All normalmaps are baked in linear space already. Colourspace is pretty much an abstract concept which is separate from your image file. Some formats (not many though I think) do store metadata in the image file itself to tell software how they should be interpreted, but the colour values in the image are just numbers. Most common formats (jpeg, png, tga etc) afaik don't reliably store colourspace / colour profile metadata and are usually assumed to be stored in sRGB. High-precision and 32-bit formats such as .hdr and .exr are commonly assumed to be stored in linear. Colourspaces do pretty much just come down to the reader knowing (or being told by you) how to interpret the raw colour data in the image.

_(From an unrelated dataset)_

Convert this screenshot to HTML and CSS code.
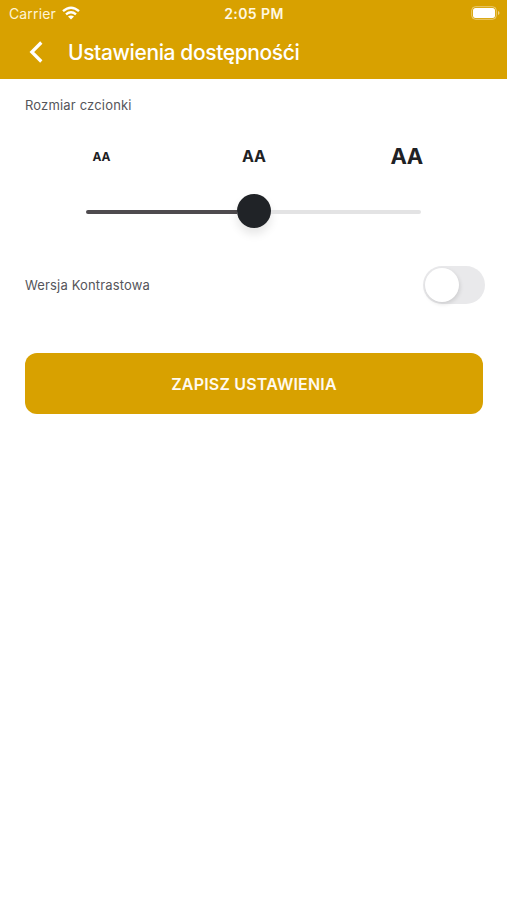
FILE: index.html
```html
<!DOCTYPE html>
<html lang="pl">
<head>
<meta charset="utf-8">
<title>Ustawienia</title>
<link rel="stylesheet" href="styles.css">
</head>
<body>
<header class="header">
  <div class="status">
    <div class="carrier"><span>Carrier</span>
      <svg class="wifi" width="18" height="14" viewBox="0 0 18 14" fill="none" stroke="#fff" stroke-width="2.4"><path d="M1 5.1Q9-1.8 17 5.1M4 8.3Q9 4 14 8.3"/><path d="M6 10.5Q9 8.3 12 10.5L9 13.6Z" fill="#fff" stroke="none"/></svg>
    </div>
    <div class="time">2:05 PM</div>
    <div class="power">
      <svg width="29" height="14" viewBox="0 0 29 14"><rect x=".7" y=".7" width="24.6" height="12.6" rx="3.8" fill="none" stroke="#fff" stroke-opacity=".45"/><rect x="2" y="2" width="22" height="10" rx="2.5" fill="#fff"/><path d="M27 5v4q1.5-.6 1.5-2T27 5" fill="#fff" fill-opacity=".55"/></svg>
    </div>
  </div>
  <div class="bar">
    <svg class="back" width="14" height="22" viewBox="0 0 14 22" fill="none" stroke="#fff" stroke-width="3.2"><path d="M12.3 1.5 2.8 11l9.5 9.5"/></svg>
    <h1 class="title">Ustawienia dostępnośći</h1>
  </div>
</header>
<main class="content">
  <div class="label size-label">Rozmiar czcionki</div>
  <div class="sizes"><span class="small">AA</span><span class="medium">AA</span><span class="large">AA</span></div>
  <div class="slider"><div class="filled"></div><div class="thumb"></div><div class="rest"></div></div>
  <div class="contrast"><span class="label contrast-label">Wersja Kontrastowa</span><div class="toggle"><div class="knob"></div></div></div>
  <button class="save">ZAPISZ USTAWIENIA</button>
</main>
</body>
</html>
```
FILE: styles.css
```css
* { box-sizing: border-box; }
body { margin: 0; min-height: 900px; background: #fff; color: #202124; font-family: Inter, sans-serif; }
.header { height: 79px; background: #d8a100; color: #fff; }
.status { height: 27px; display: grid; grid-template-columns: 1fr auto 1fr; align-items: center; padding: 0 8px 0 9px; font-size: 14px; }
.carrier { display: flex; align-items: center; gap: 6px; letter-spacing: .14px; color: #fff4d6; }
.wifi { margin-top: -1px; }
.time { font-weight: 600; letter-spacing: .4px; color: #fff8e3; }
.power { display: flex; justify-content: flex-end; margin: -1px -1px 0 0; }
.bar { height: 50px; display: flex; align-items: center; padding-left: 29px; }
.title { margin: 2px 0 0 25px; font-size: 21px; line-height: 26px; font-weight: 500; letter-spacing: -.38px; white-space: nowrap; }
.content { padding: 16px 22px 0 25px; }
.label { font-size: 13px; line-height: 20px; color: #55555a; }
.size-label { letter-spacing: .17px; }
.sizes { display: grid; grid-template-columns: 153px 152px 153px; height: 30px; margin-top: 26px; align-items: center; text-align: center; font-weight: 700; }
.small { font-size: 12px; }
.medium { font-size: 16px; }
.large { font-size: 22px; letter-spacing: -.5px; }
.slider { width: 335px; height: 34px; margin: 23px 0 0 61px; display: flex; align-items: center; }
.filled { width: 151px; height: 4px; margin-top: 1px; border-radius: 2px 0 0 2px; background: #4e4b4e; }
.thumb { width: 34px; height: 34px; border-radius: 50%; background: #202327; box-shadow: 0 6px 10px rgba(0,0,0,.1); }
.rest { flex: 1; height: 4px; margin-top: 1px; border-radius: 0 2px 2px 0; background: #e3e3e4; }
.contrast { height: 38px; margin-top: 38px; display: flex; align-items: center; justify-content: space-between; }
.contrast-label { letter-spacing: .15px; }
.toggle { width: 62px; height: 38px; padding: 2px; border-radius: 19px; background: #e9e9eb; }
.knob { width: 34px; height: 34px; border-radius: 50%; background: #fff; box-shadow: 1px 2px 4px rgba(0,0,0,.12); }
.save { display: block; width: 458px; height: 61px; margin: 49px 0 0; padding: 0; border: 0; border-radius: 12px; background: #d8a100; color: #fffaf0; font: 600 16px/20px Inter, sans-serif; letter-spacing: .2px; }
```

Okay so, with gloss/roughness in particular, they are exactly the same thing they just store the data back to front or forward (eg with Glossiness white pixels are glossy, black ones are rough, whereas with Roughness maps the black pixels are glossy and the white ones rough). Now, with areas of your texture which are rough, any artifacts in the texture are gonna be difficult to see. Whereas in very glossy areas of your texture, texture artifacts are often quite obvious (especially because with most gloss/rough curves even minor changes in the 10% most glossy part of the histogram have a hugely obvious visual impact).
So really what we're doing here, is trying to use the larger part of the histogram to store the more important information in the texture (the high glossiness part). So if that data is being stored in the white part of your image, you probably want to use linear because linear affords more histogram space to bright values in 8-bit images. If that data is being stored in the black part of your image, you're better off using sRGB because sRGB gives you more precision in the darker values.